In the data that follows, count each line holding the string "index"; answer with the number only.
# SOURCE MATERIAL start
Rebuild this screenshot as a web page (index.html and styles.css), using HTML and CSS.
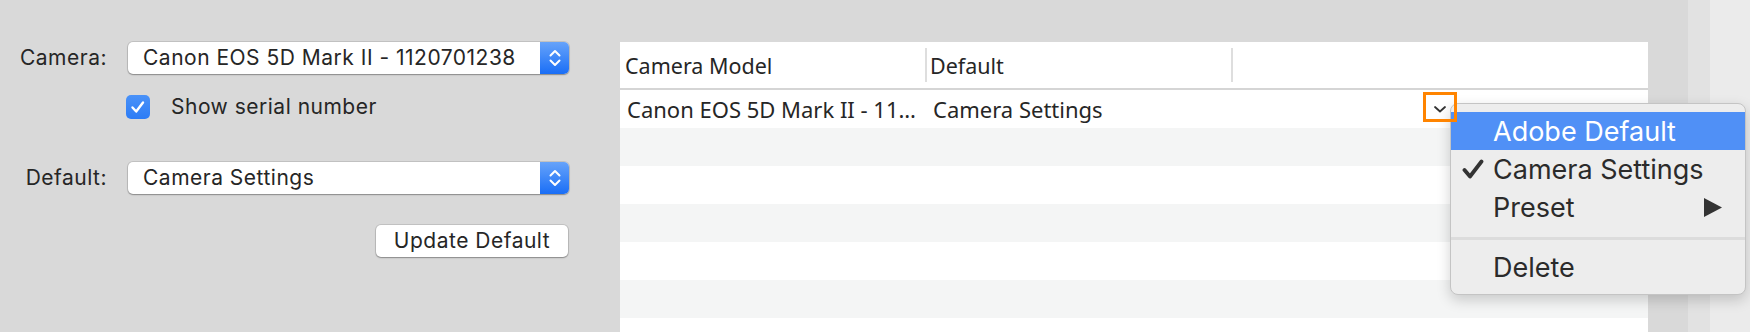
FILE: index.html
```html
<!DOCTYPE html>
<html lang="en">
<head>
  <meta charset="UTF-8">
  <meta name="viewport" content="width=device-width, initial-scale=1.0">
  <title>Raw Defaults</title>
  <link rel="stylesheet" href="styles.css">
</head>
<body>
  <div id="window">
    <div id="prefs">
      <div class="field">
        <span class="field-label">Camera:</span>
        <div class="popup">
          <span class="popup-value">Canon EOS 5D Mark II - 1120701238</span>
          <span class="stepper">
            <svg width="14" height="22" viewBox="0 0 14 22"><path d="M2.5 8.5 L7 4 L11.5 8.5 M2.5 13.5 L7 18 L11.5 13.5" fill="none" stroke="#fff" stroke-width="2" stroke-linecap="round" stroke-linejoin="round"/></svg>
          </span>
        </div>
      </div>
      <div class="field field-check">
        <span></span>
        <label class="check">
          <span class="check-box">
            <svg width="24" height="24" viewBox="0 0 24 24"><path d="M6.5 12.5 L10.2 16.5 L17 7.5" fill="none" stroke="#fff" stroke-width="2.4" stroke-linecap="round" stroke-linejoin="round"/></svg>
          </span>
          Show serial number
        </label>
      </div>
      <div class="field field-default">
        <span class="field-label">Default:</span>
        <div class="popup">
          <span class="popup-value">Camera Settings</span>
          <span class="stepper">
            <svg width="14" height="22" viewBox="0 0 14 22"><path d="M2.5 8.5 L7 4 L11.5 8.5 M2.5 13.5 L7 18 L11.5 13.5" fill="none" stroke="#fff" stroke-width="2" stroke-linecap="round" stroke-linejoin="round"/></svg>
          </span>
        </div>
      </div>
      <div class="field field-button">
        <span></span>
        <button class="btn">Update Default</button>
      </div>
    </div>

    <div id="defaults-table">
      <div class="table-head">
        <div class="th">Camera Model</div>
        <div class="th">Default</div>
        <div class="th"></div>
      </div>
      <div class="table-body">
        <div class="tr">
          <div class="td">Canon EOS 5D Mark II - 11…</div>
          <div class="td">Camera Settings</div>
          <div class="td">
            <span class="row-menu">
              <svg width="14" height="10" viewBox="0 0 14 10"><path d="M2 3 L7 7.5 L12 3" fill="none" stroke="#333" stroke-width="1.8" stroke-linecap="round" stroke-linejoin="round"/></svg>
            </span>
          </div>
        </div>
        <div class="tr"></div>
        <div class="tr"></div>
        <div class="tr"></div>
        <div class="tr"></div>
        <div class="tr"></div>
        <div class="tr"></div>
      </div>
    </div>

    <div class="gutter"></div>
    <div class="scroll-track"></div>
    <div class="edge"></div>
  </div>

  <div id="context-menu">
    <div class="menu-item selected">Adobe Default</div>
    <div class="menu-item">
      <span class="menu-check">
        <svg width="22" height="20" viewBox="0 0 22 20"><path d="M2.5 11 L8 17.5 L19.5 2.5" fill="none" stroke="#333" stroke-width="3.8" stroke-linecap="round" stroke-linejoin="round"/></svg>
      </span>
      Camera Settings
    </div>
    <div class="menu-item">
      Preset
      <svg class="submenu-arrow" width="18" height="19" viewBox="0 0 18 19"><path d="M0 0 L18 9.5 L0 19 Z" fill="#333"/></svg>
    </div>
    <div class="menu-sep"></div>
    <div class="menu-item">Delete</div>
  </div>
</body>
</html>
```
FILE: styles.css
```css
body {
  margin: 0;
  background: #d9d9d9;
  font-family: Inter, "Liberation Sans", sans-serif;
  color: #262626;
  overflow: hidden;
}
#window {
  display: flex;
  height: 332px;
  overflow: hidden;
}

/* left form */
#prefs {
  flex: none;
  width: 620px;
  padding-top: 42px;
  box-sizing: border-box;
  font-size: 21px;
  line-height: 24px;
  letter-spacing: 0.5px;
}
.field {
  display: grid;
  grid-template-columns: 105px 441px;
  column-gap: 23px;
  align-items: center;
}
.field-label {
  text-align: right;
  margin-right: -2px;
}
.field-check {
  margin-top: 21px;
}
.field-default {
  margin-top: 43px;
}
.field-button {
  margin-top: 31px;
}
.popup {
  display: flex;
  align-items: center;
  height: 32px;
  background: #fff;
  border-radius: 5px;
  box-shadow: 0 0 0 1px rgba(0, 0, 0, 0.1), 0 1px 1.5px rgba(0, 0, 0, 0.3);
  overflow: hidden;
}
.popup-value {
  flex: 1;
  padding-left: 15px;
  white-space: nowrap;
}
.stepper {
  align-self: stretch;
  width: 29px;
  display: flex;
  align-items: center;
  justify-content: center;
  background: linear-gradient(#66a3fa, #1a6ef6);
}
.check {
  display: flex;
  align-items: center;
  gap: 21px;
  margin-left: -2px;
}
.check-box {
  display: flex;
  width: 24px;
  height: 24px;
  border-radius: 5px;
  background: linear-gradient(#4a92f8, #2c7cf6);
}
.btn {
  justify-self: end;
  width: 192px;
  height: 32px;
  margin-right: 1px;
  background: #fff;
  border: none;
  border-radius: 5px;
  box-shadow: 0 0 0 1px rgba(0, 0, 0, 0.1), 0 1px 1.5px rgba(0, 0, 0, 0.3);
  font: inherit;
  color: inherit;
  letter-spacing: inherit;
  padding: 0;
}

/* table */
#defaults-table {
  flex: none;
  width: 1028px;
  margin-top: 42px;
  background: #fff;
  font-family: "Noto Sans", sans-serif;
  color: #262626;
}
.table-head,
.tr {
  display: grid;
  grid-template-columns: 305px 306px 1fr;
}
.table-head {
  height: 46px;
  border-bottom: 2px solid #d5d5d5;
  font-size: 21.5px;
}
.th {
  display: flex;
  align-items: center;
  padding-left: 5px;
}
.th + .th {
  background: linear-gradient(#dedede, #dedede) left center / 2px 34px no-repeat;
}
.tr {
  height: 38px;
  font-size: 22px;
}
.tr:nth-child(even) {
  background: #f4f5f5;
}
.td {
  display: flex;
  align-items: center;
  padding-left: 7px;
  white-space: nowrap;
}
.td + .td {
  padding-left: 8px;
}
.row-menu {
  position: relative;
  z-index: 3;
  align-self: flex-start;
  display: flex;
  align-items: center;
  justify-content: center;
  width: 34px;
  height: 30px;
  box-sizing: border-box;
  margin: 2px 0 0 184px;
  padding-top: 3px;
  border: 3px solid #ff8400;
}

/* window edge */
.gutter {
  flex: none;
  width: 40px;
}
.scroll-track {
  flex: none;
  width: 22px;
  background: #e2e2e2;
}
.edge {
  flex: 1;
  background: #ebebeb;
}

/* context menu */
#context-menu {
  position: absolute;
  left: 1450px;
  top: 103px;
  width: 296px;
  box-sizing: border-box;
  padding: 8px 0;
  background: #ededed;
  border: 1px solid #c4c4c4;
  border-radius: 8px;
  box-shadow: 0 5px 14px rgba(0, 0, 0, 0.18);
  font-size: 27px;
  color: #2b2b2b;
  z-index: 2;
}
.menu-item {
  position: relative;
  display: flex;
  align-items: center;
  height: 38px;
  padding-left: 42px;
}
.menu-item.selected {
  background: #5090f6;
  color: #fff;
}
.menu-check {
  position: absolute;
  left: 11px;
  top: 9px;
  display: flex;
}
.submenu-arrow {
  margin-left: auto;
  margin-right: 23px;
}
.menu-sep {
  height: 3px;
  margin: 11px 0 8px;
  background: #dcdcdc;
}
```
# SOURCE MATERIAL end
## EXERCISE OUTPUT
4